Payroll - An account listing employees and any wages and salaries due
them.
Posting - Refers to the recording of ledger entries.
Profit - Profit is revenue minus expenses. Reductions for taxes,
interest, and depreciation are included.
Profit/Loss
Statement - A financial report issued by a company on a regular basis that
discloses earnings, expenses and net profit for a given time period.
Reconciliation
- The act of proving an account balances; debits and credits
equal. An example of reconciling an account is to verify that the bank
statement matches the checkbook balance, making allowances for outstanding
checks and deposits.
Retained
Earnings - Money left after all the bills have been paid and all the
shareholder dividends have been distributed; often reinvested in the business.
Revenue - The actual
amount of money a company brings in during a particular time period; gross
income.
Shareholder
Equity - A company’s total assets less its total liabilities; owner’s
equity; net worth. Shareholder equity comes from the start-up capital of the
business plus retained earnings amassed over time.
Single-Entry
Bookkeeping - An accounting process that uses on one entry, instead of debit
and credit entries. Small businesses using cash accounting system benefit from
the ease of this system, which is much like keeping a checkbook.
Statement of
Account - A written document that shows all charges and payments; accounts
receivable statement; accounts payable statement. Generally, a monthly accounts
receivable statement is sent to a charge customer; and reconciled by an
accounts payable clerk for payment.
Subsidiary
Accounts - Accounts that are under a control account; they must equal the
main account balance. Examples of subsidiary accounts may be “Office Supplies,”

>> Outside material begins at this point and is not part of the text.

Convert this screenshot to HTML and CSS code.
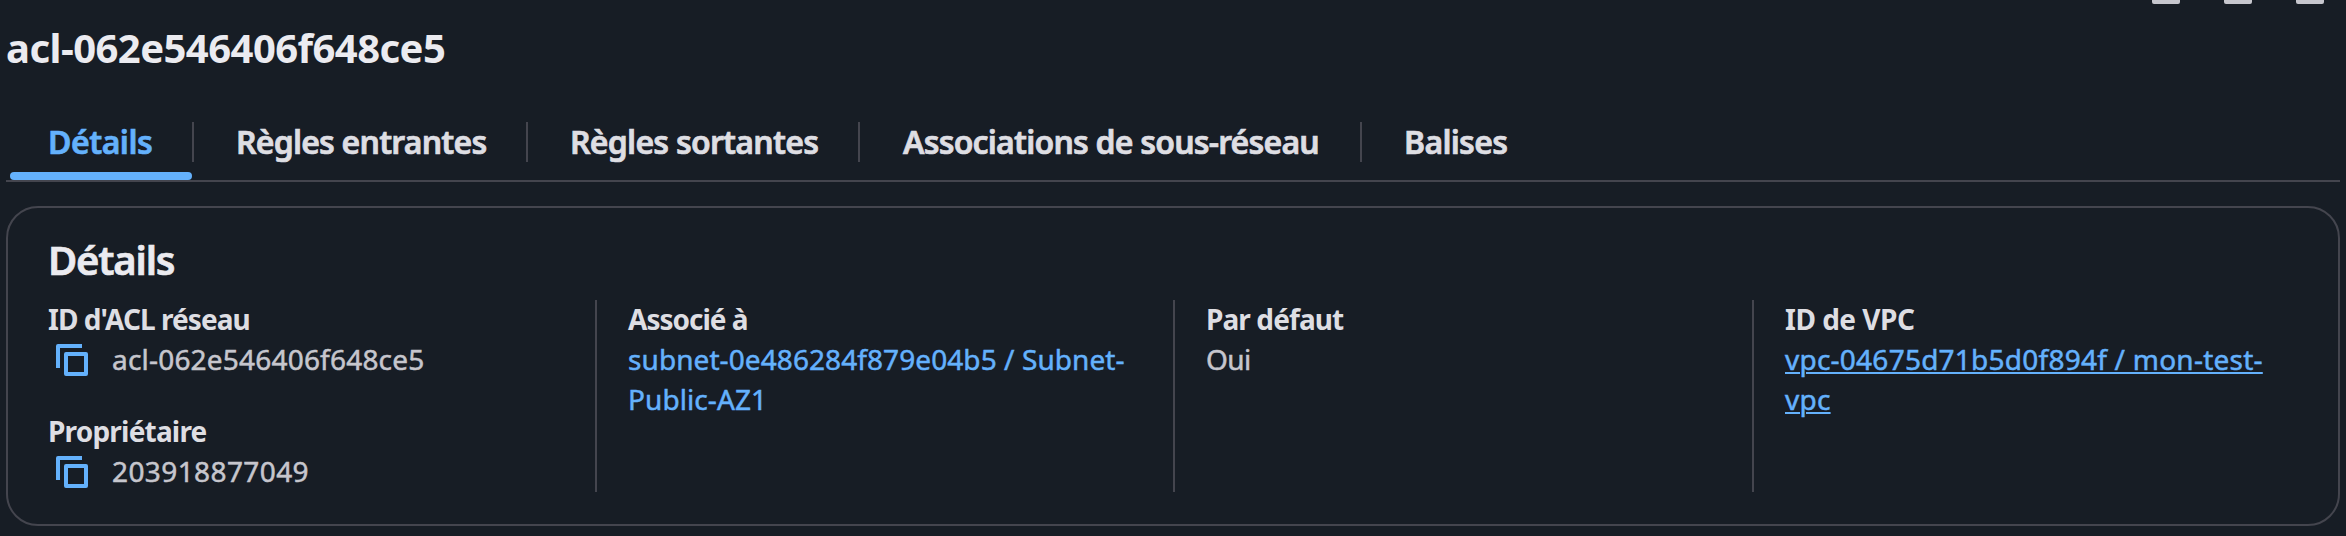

or “Cleaning Supplies,” under the control account called “Supplies.”
Supplies - Consumable
materials used in business and replenished as needed. Supplies are not
inventory for sale; rather they are used to carry out business activities.
Treasury Stock
- Shares a company retains or buys back once offered to the public
for purchase.
Write-down/Write-off
- An accounting transaction that reduces the value of an asset.